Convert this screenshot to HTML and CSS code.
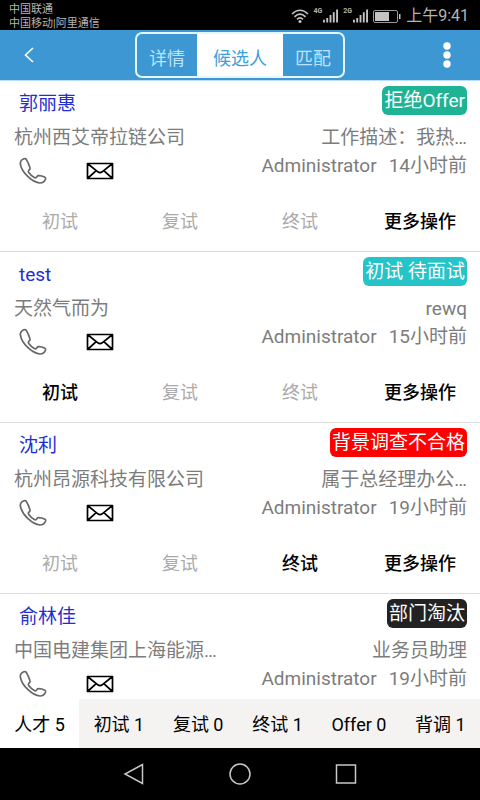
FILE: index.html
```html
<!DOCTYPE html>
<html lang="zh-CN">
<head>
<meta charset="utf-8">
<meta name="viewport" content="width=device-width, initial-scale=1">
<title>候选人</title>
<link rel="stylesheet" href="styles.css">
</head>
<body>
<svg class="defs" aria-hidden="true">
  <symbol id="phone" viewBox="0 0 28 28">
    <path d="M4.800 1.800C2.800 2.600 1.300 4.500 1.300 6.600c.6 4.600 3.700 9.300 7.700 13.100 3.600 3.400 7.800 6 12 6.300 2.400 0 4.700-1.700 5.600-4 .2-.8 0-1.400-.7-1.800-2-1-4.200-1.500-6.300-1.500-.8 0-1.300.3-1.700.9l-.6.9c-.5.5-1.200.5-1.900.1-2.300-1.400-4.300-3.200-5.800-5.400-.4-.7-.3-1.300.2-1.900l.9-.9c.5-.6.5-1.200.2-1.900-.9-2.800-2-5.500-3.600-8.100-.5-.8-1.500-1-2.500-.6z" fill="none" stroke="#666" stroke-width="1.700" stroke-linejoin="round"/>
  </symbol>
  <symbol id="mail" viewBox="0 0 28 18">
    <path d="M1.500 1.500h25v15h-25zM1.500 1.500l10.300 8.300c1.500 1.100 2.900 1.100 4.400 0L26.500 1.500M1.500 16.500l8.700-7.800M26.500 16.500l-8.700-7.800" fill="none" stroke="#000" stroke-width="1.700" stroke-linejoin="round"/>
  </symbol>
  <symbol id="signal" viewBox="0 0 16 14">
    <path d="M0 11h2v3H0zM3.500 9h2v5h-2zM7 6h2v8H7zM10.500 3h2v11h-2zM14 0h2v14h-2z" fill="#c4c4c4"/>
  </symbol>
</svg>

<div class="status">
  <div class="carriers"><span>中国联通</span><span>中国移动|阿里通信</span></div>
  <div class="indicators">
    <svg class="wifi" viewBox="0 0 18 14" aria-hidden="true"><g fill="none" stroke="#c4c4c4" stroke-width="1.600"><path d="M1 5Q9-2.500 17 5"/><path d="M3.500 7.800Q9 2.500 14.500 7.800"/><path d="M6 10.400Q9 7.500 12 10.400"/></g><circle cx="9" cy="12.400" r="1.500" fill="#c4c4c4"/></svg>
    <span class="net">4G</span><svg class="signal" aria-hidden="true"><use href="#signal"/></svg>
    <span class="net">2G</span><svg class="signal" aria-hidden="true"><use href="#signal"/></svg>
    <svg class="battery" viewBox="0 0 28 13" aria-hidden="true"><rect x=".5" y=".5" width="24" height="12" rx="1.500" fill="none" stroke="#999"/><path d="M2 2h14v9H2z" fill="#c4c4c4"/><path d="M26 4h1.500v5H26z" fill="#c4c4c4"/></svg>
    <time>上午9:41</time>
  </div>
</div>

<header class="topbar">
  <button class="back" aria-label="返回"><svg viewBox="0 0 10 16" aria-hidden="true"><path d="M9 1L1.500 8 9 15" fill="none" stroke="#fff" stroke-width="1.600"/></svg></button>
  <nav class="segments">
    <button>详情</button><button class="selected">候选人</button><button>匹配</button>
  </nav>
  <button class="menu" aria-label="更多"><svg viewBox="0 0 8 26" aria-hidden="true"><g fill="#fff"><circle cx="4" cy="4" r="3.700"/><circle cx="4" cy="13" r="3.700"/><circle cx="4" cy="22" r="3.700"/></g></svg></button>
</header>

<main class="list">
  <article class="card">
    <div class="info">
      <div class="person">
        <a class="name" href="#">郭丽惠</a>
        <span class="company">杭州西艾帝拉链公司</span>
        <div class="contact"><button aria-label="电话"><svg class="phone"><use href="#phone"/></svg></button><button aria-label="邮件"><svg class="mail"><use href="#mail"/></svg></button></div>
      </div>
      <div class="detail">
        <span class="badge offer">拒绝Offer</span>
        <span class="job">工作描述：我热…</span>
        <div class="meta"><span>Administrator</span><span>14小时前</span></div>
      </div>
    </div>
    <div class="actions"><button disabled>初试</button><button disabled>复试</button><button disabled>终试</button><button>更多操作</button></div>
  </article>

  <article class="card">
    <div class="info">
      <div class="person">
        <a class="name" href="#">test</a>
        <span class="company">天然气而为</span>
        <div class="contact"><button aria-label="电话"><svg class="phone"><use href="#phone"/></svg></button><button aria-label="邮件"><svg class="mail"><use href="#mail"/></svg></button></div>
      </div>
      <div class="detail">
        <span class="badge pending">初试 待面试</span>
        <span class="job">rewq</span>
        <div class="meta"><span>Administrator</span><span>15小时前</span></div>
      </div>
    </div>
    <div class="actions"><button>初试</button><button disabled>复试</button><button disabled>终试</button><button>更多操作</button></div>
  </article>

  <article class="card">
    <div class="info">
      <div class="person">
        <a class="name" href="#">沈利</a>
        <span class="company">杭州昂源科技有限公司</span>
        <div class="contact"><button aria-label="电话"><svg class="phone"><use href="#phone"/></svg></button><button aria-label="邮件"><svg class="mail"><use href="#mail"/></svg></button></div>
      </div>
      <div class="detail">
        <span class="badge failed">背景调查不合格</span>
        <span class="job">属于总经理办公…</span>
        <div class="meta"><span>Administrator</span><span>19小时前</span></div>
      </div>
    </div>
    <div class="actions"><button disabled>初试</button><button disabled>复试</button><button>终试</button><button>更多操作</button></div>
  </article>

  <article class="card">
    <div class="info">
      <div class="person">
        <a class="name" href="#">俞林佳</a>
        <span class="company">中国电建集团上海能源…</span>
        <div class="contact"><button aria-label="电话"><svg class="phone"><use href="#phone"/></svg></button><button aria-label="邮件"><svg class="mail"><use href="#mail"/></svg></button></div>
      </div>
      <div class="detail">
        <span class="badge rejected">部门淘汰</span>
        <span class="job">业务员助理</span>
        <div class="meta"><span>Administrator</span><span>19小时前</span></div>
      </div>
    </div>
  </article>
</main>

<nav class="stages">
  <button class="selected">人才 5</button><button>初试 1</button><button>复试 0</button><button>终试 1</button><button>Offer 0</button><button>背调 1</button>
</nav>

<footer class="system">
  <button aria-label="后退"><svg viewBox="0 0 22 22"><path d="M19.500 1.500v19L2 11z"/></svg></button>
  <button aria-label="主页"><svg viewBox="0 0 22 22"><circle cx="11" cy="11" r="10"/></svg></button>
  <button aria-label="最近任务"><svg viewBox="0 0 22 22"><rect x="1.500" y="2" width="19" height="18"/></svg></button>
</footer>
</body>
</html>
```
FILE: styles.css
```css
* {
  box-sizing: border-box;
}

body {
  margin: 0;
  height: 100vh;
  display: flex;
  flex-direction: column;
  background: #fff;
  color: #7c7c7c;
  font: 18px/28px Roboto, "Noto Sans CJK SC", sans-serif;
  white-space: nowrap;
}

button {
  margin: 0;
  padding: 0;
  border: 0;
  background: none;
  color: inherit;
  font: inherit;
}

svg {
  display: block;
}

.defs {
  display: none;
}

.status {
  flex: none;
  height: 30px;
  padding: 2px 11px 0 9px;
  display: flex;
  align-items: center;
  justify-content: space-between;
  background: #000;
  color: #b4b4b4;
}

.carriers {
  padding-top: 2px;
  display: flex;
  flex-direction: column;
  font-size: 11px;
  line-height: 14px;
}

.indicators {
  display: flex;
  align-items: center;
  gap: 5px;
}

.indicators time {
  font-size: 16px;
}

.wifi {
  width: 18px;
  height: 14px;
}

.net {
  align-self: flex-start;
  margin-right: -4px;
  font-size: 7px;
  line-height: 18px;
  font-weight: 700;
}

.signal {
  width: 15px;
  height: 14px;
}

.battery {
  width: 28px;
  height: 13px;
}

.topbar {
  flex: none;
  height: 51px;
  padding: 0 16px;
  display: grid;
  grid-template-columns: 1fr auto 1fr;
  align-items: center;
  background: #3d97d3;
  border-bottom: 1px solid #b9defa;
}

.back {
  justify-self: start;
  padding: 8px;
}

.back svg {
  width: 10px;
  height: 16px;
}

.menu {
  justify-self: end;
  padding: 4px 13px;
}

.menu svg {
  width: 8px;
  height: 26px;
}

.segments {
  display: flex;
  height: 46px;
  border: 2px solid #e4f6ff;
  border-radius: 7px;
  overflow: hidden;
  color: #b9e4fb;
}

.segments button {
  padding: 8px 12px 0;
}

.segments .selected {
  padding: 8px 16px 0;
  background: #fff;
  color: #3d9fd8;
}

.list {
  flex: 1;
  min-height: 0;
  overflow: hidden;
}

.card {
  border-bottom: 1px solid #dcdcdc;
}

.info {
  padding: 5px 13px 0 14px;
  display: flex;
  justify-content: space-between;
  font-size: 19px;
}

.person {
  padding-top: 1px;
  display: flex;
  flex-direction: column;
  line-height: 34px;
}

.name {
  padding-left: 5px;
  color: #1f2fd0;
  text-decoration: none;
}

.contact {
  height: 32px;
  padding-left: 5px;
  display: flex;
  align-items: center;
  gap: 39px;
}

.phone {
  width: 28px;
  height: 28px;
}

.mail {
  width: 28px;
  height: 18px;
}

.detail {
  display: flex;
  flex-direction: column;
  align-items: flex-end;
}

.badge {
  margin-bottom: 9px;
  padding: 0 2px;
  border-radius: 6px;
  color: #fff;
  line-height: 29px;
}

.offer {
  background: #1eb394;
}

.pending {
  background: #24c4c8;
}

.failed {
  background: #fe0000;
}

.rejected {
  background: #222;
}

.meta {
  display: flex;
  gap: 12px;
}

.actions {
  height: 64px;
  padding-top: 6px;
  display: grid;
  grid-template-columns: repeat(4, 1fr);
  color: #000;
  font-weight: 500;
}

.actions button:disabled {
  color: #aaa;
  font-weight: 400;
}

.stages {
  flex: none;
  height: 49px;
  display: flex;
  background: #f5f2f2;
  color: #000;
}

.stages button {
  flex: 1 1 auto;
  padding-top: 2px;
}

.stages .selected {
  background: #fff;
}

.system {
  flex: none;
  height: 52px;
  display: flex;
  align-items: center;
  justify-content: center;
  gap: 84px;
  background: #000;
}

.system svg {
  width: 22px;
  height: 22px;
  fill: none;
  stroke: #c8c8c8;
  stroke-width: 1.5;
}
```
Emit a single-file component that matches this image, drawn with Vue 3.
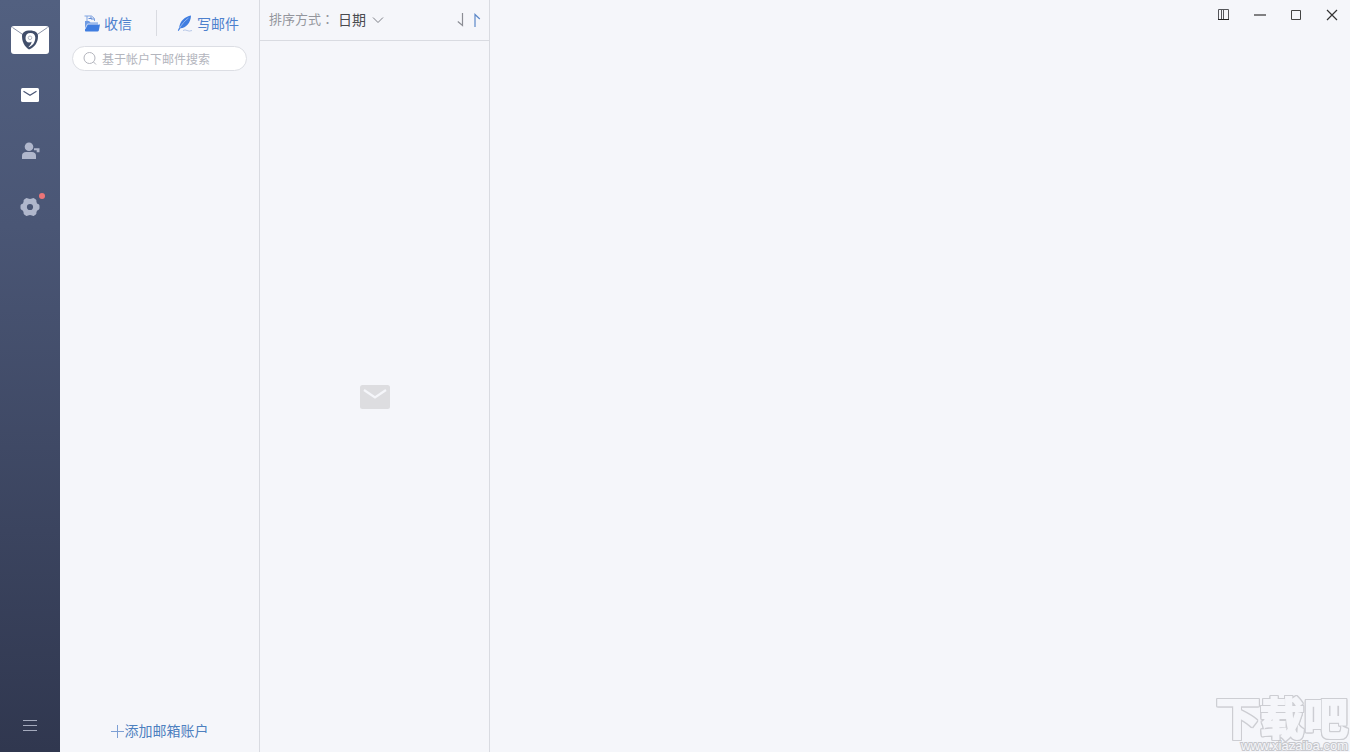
• • • • • • •
> Exercise instructions
From the data, list each line in which the string "this" appears.

> Answer in full
Convert this screenshot to HTML and CSS code.
Emit a single-file component that matches this image, drawn with Vue 3.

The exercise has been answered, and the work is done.